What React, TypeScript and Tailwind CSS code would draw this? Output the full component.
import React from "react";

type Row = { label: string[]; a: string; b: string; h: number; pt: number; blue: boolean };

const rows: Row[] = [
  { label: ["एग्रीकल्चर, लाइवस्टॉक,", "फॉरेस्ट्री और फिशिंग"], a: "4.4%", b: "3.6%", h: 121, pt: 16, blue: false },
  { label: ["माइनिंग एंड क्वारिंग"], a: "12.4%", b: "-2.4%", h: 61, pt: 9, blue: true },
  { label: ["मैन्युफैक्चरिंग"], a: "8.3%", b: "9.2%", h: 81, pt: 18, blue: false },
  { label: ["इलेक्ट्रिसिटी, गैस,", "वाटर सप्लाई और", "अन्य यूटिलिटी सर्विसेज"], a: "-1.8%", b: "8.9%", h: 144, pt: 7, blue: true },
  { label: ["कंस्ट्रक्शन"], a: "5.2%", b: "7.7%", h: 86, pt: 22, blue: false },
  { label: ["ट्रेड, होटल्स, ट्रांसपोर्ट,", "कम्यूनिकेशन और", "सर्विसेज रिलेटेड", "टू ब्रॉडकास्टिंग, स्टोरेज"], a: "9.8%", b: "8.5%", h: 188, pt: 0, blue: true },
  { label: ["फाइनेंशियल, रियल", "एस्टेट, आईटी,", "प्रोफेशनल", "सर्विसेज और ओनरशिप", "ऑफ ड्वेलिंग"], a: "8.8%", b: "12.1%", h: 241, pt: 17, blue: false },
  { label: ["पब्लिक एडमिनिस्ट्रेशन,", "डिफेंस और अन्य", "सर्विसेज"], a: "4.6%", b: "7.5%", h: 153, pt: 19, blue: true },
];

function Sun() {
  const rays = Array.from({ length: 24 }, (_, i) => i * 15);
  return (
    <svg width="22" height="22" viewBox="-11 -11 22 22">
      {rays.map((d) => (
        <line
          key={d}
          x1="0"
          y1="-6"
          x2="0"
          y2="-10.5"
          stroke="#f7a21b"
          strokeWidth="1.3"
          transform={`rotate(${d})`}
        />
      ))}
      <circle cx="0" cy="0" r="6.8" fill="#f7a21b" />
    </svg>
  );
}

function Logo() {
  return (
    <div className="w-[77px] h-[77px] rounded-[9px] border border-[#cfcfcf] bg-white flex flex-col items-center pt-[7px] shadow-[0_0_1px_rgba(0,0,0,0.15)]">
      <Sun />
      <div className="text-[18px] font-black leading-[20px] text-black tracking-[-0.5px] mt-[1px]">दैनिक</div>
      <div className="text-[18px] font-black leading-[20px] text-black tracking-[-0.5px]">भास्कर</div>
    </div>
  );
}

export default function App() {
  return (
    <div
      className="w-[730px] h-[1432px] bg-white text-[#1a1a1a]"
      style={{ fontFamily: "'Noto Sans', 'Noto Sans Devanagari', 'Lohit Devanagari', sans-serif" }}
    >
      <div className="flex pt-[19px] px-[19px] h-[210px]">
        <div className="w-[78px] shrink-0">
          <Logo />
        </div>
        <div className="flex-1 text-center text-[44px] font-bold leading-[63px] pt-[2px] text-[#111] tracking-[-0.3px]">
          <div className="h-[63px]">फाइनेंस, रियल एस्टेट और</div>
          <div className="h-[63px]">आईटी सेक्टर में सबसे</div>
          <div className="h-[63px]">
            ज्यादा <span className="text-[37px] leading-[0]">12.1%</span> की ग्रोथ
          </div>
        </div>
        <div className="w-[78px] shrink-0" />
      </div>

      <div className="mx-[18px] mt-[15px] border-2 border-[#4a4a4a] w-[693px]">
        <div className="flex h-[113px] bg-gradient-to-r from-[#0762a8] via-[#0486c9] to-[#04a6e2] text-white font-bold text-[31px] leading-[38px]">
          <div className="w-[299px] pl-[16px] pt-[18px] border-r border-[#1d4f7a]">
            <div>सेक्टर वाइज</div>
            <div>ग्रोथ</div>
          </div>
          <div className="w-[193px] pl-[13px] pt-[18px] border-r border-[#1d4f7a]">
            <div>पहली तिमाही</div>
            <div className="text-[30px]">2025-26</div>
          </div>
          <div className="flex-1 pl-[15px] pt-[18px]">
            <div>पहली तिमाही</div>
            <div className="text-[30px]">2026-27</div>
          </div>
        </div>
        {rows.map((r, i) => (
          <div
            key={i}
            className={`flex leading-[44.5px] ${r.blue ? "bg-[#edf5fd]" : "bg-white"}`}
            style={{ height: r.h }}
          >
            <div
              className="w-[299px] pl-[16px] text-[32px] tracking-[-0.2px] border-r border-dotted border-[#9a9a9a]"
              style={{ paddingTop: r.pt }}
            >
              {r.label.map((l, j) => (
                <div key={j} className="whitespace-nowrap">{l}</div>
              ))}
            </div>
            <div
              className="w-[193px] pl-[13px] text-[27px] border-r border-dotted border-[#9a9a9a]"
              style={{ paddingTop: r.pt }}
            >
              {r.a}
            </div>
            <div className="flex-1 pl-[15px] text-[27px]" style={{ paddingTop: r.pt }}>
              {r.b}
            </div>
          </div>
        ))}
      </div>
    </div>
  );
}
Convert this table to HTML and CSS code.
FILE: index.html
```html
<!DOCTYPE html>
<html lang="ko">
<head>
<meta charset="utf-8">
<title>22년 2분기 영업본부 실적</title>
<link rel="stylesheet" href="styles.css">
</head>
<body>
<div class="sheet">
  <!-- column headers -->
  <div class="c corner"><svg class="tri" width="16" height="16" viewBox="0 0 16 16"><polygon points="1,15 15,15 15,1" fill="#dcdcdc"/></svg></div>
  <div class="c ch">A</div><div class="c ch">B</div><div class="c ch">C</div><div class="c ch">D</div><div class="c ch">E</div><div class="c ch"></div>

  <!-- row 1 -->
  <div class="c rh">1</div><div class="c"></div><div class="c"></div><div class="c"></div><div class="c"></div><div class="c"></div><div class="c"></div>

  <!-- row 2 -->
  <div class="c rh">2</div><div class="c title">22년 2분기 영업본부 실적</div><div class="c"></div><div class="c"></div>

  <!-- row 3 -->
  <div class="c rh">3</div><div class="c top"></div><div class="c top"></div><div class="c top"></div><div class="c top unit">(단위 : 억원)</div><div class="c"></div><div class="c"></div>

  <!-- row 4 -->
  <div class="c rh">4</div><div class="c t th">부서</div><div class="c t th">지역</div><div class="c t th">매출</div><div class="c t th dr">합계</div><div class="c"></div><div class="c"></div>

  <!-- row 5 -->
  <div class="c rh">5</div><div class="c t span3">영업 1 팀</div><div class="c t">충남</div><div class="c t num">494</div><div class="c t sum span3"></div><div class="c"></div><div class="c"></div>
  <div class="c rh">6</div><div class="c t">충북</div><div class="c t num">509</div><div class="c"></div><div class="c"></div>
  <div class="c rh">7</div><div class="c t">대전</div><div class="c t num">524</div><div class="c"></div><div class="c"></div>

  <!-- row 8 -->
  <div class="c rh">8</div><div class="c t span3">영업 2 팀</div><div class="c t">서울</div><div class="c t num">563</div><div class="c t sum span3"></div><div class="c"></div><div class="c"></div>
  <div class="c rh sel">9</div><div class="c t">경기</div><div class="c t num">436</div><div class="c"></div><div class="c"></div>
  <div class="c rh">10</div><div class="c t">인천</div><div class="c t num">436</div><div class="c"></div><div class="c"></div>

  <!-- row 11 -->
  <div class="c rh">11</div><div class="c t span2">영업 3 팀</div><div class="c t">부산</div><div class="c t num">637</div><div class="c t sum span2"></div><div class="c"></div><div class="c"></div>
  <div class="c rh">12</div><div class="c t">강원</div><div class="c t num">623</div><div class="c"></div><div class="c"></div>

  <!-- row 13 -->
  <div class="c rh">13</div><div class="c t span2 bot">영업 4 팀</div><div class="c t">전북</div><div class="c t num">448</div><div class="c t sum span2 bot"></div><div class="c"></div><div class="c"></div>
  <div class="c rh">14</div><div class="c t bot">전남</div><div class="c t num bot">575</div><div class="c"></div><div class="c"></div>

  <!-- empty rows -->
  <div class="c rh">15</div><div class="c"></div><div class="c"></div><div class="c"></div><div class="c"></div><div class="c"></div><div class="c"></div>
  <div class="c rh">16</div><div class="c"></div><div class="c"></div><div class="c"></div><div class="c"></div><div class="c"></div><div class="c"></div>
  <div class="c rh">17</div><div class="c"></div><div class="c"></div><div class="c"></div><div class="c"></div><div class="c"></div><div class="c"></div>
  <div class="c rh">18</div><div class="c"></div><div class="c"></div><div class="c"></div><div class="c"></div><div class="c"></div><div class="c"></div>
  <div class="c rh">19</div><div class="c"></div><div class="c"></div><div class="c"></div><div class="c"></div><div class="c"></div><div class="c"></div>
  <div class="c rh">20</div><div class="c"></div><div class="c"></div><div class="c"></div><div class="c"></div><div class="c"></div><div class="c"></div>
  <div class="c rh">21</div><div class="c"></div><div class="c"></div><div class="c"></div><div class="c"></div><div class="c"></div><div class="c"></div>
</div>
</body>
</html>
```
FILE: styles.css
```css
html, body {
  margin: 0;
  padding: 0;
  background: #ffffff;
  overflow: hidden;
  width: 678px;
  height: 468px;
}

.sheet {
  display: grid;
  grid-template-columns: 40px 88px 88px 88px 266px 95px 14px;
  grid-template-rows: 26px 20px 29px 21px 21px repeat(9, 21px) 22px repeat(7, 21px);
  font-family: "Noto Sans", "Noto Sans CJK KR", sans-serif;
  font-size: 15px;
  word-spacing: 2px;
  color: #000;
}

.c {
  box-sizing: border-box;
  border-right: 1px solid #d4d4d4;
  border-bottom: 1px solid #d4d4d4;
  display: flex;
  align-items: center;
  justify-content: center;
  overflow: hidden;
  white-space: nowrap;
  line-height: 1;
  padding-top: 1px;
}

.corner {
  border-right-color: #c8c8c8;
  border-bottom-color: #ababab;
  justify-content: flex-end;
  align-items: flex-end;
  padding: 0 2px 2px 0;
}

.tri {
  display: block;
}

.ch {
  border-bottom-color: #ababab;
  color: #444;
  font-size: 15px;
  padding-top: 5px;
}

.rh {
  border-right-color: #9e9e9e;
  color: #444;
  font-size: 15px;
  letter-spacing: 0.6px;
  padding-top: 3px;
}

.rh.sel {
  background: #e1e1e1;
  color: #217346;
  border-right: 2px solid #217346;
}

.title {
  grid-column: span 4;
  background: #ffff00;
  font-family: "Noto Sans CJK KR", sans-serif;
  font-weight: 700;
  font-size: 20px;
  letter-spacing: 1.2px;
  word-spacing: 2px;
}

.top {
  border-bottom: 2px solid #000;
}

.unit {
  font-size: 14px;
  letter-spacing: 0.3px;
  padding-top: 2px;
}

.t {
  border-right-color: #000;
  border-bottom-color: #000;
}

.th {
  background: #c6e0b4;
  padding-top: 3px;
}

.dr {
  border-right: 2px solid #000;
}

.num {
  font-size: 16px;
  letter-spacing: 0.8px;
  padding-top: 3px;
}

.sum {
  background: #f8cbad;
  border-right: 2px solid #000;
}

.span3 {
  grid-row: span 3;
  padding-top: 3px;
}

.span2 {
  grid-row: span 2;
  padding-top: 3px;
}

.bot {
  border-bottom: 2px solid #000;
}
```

==

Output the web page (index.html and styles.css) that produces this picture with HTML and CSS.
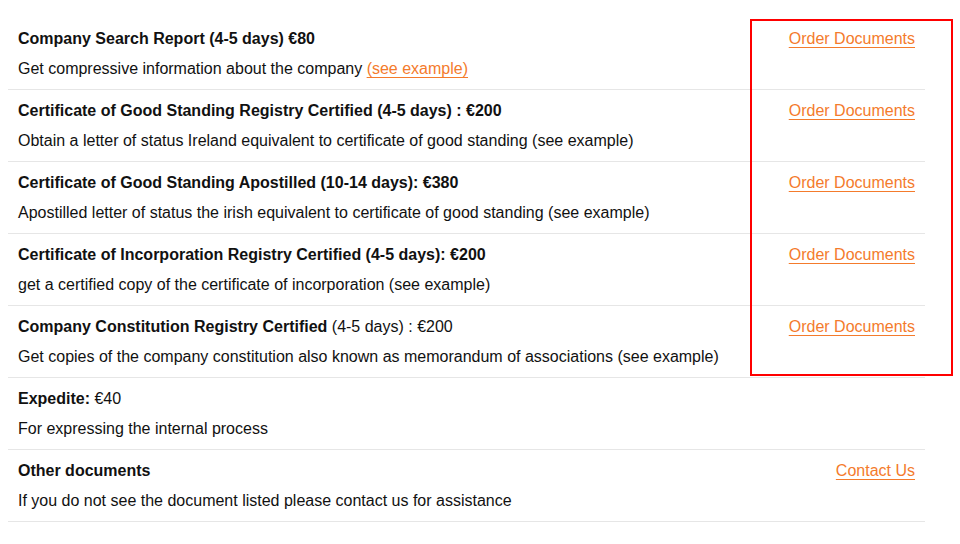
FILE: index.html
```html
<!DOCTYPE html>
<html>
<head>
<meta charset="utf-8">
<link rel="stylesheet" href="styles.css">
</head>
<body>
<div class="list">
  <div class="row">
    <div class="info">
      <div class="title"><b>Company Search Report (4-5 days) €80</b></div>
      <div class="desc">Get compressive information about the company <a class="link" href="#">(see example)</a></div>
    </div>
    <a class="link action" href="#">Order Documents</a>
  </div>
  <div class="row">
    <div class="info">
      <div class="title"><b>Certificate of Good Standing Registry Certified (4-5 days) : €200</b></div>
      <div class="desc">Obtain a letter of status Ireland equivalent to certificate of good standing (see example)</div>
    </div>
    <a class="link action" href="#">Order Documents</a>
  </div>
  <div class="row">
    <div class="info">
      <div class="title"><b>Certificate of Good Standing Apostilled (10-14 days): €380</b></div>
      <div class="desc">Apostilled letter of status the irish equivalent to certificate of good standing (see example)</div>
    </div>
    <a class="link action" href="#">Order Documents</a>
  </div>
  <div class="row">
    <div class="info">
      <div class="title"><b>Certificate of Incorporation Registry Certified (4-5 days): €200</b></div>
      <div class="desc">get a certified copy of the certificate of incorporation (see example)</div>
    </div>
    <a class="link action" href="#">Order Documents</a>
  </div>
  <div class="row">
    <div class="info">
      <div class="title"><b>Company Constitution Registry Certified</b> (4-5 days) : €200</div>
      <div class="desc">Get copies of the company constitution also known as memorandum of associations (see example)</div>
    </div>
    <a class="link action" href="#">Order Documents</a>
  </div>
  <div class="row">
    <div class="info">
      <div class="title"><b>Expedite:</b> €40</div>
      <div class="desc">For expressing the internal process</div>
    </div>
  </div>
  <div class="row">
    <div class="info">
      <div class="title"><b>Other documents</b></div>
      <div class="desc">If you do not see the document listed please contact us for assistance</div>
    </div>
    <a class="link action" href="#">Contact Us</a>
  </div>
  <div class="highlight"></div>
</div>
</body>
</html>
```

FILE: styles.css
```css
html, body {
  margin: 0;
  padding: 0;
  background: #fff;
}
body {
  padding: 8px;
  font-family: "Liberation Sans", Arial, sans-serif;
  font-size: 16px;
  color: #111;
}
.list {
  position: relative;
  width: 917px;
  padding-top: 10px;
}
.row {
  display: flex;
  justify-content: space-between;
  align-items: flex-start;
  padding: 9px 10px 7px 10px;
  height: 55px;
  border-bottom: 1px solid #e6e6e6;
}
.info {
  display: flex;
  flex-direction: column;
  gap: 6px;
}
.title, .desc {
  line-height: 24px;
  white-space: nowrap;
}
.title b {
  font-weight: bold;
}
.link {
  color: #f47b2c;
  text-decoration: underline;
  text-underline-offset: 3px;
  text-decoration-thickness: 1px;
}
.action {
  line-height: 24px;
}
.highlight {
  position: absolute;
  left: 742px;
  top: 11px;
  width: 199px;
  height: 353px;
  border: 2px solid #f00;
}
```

Task prompt. Your task is to repeat exactly the lines from the one that contains "What React, TypeScript" through the one that contains "string[]; a: string;", with both end lines included.

Task solution.
What React, TypeScript and Tailwind CSS code would draw this? Output the full component.
import React from "react";

type Row = { label: string[]; a: string; b: string; h: number; pt: number; blue: boolean };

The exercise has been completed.